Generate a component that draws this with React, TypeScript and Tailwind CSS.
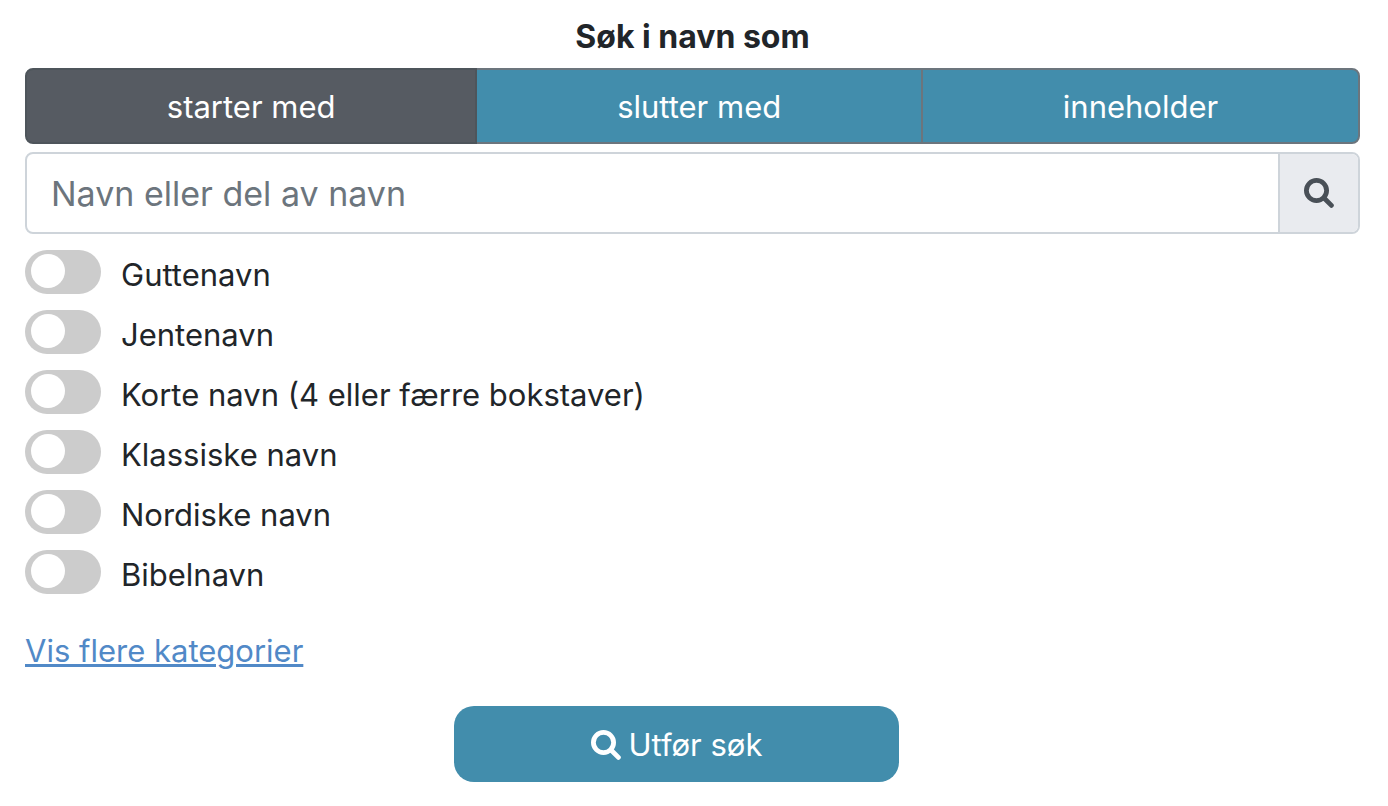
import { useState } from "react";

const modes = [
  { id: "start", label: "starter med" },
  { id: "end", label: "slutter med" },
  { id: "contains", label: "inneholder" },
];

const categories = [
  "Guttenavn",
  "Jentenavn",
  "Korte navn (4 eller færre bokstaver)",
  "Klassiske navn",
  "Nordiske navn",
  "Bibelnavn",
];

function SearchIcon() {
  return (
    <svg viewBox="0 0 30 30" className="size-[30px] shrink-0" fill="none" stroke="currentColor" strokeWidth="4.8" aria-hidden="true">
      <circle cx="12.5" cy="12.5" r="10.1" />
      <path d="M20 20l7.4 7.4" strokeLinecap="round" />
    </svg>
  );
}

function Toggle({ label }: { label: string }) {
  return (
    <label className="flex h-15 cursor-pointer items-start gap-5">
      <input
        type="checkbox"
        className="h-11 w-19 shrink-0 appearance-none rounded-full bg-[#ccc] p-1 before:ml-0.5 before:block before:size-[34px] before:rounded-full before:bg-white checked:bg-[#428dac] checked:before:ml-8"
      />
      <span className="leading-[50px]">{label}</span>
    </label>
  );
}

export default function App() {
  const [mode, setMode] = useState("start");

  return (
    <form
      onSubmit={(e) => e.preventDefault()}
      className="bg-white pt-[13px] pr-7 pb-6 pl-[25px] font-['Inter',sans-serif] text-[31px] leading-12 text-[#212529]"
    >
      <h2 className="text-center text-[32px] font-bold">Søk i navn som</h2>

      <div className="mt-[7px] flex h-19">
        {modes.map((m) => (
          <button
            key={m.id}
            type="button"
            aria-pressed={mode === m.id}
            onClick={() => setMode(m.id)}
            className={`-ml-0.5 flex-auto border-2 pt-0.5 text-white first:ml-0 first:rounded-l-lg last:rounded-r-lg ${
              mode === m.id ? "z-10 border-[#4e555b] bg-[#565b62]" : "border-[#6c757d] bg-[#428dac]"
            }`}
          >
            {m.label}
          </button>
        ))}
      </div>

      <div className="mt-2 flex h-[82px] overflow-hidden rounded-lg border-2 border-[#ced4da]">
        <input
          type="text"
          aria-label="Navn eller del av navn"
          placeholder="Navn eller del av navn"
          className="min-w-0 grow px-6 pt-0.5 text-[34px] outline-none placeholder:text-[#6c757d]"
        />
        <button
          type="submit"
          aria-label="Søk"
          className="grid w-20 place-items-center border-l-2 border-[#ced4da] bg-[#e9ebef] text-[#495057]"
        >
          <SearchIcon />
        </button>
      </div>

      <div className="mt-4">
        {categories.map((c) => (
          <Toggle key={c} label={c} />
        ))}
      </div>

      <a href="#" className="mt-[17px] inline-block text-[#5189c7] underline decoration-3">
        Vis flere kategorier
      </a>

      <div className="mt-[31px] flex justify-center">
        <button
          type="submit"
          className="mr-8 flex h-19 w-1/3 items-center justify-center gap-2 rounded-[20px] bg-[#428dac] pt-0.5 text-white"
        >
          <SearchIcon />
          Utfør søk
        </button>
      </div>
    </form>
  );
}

TASK BRIEF: Quote the data exactly, leaving every image out of the copy.

FULL RESPONSE:
Generate a component that draws this with React, TypeScript and Tailwind CSS.
import { useState } from "react";

const modes = [
  { id: "start", label: "starter med" },
  { id: "end", label: "slutter med" },
  { id: "contains", label: "inneholder" },
];

const categories = [
  "Guttenavn",
  "Jentenavn",
  "Korte navn (4 eller færre bokstaver)",
  "Klassiske navn",
  "Nordiske navn",
  "Bibelnavn",
];

function SearchIcon() {
  return (
    <svg viewBox="0 0 30 30" className="size-[30px] shrink-0" fill="none" stroke="currentColor" strokeWidth="4.8" aria-hidden="true">
      <circle cx="12.5" cy="12.5" r="10.1" />
      <path d="M20 20l7.4 7.4" strokeLinecap="round" />
    </svg>
  );
}

function Toggle({ label }: { label: string }) {
  return (
    <label className="flex h-15 cursor-pointer items-start gap-5">
      <input
        type="checkbox"
        className="h-11 w-19 shrink-0 appearance-none rounded-full bg-[#ccc] p-1 before:ml-0.5 before:block before:size-[34px] before:rounded-full before:bg-white checked:bg-[#428dac] checked:before:ml-8"
      />
      <span className="leading-[50px]">{label}</span>
    </label>
  );
}

export default function App() {
  const [mode, setMode] = useState("start");

  return (
    <form
      onSubmit={(e) => e.preventDefault()}
      className="bg-white pt-[13px] pr-7 pb-6 pl-[25px] font-['Inter',sans-serif] text-[31px] leading-12 text-[#212529]"
    >
      <h2 className="text-center text-[32px] font-bold">Søk i navn som</h2>

      <div className="mt-[7px] flex h-19">
        {modes.map((m) => (
          <button
            key={m.id}
            type="button"
            aria-pressed={mode === m.id}
            onClick={() => setMode(m.id)}
            className={`-ml-0.5 flex-auto border-2 pt-0.5 text-white first:ml-0 first:rounded-l-lg last:rounded-r-lg ${
              mode === m.id ? "z-10 border-[#4e555b] bg-[#565b62]" : "border-[#6c757d] bg-[#428dac]"
            }`}
          >
            {m.label}
          </button>
        ))}
      </div>

      <div className="mt-2 flex h-[82px] overflow-hidden rounded-lg border-2 border-[#ced4da]">
        <input
          type="text"
          aria-label="Navn eller del av navn"
          placeholder="Navn eller del av navn"
          className="min-w-0 grow px-6 pt-0.5 text-[34px] outline-none placeholder:text-[#6c757d]"
        />
        <button
          type="submit"
          aria-label="Søk"
          className="grid w-20 place-items-center border-l-2 border-[#ced4da] bg-[#e9ebef] text-[#495057]"
        >
          <SearchIcon />
        </button>
      </div>

      <div className="mt-4">
        {categories.map((c) => (
          <Toggle key={c} label={c} />
        ))}
      </div>

      <a href="#" className="mt-[17px] inline-block text-[#5189c7] underline decoration-3">
        Vis flere kategorier
      </a>

      <div className="mt-[31px] flex justify-center">
        <button
          type="submit"
          className="mr-8 flex h-19 w-1/3 items-center justify-center gap-2 rounded-[20px] bg-[#428dac] pt-0.5 text-white"
        >
          <SearchIcon />
          Utfør søk
        </button>
      </div>
    </form>
  );
}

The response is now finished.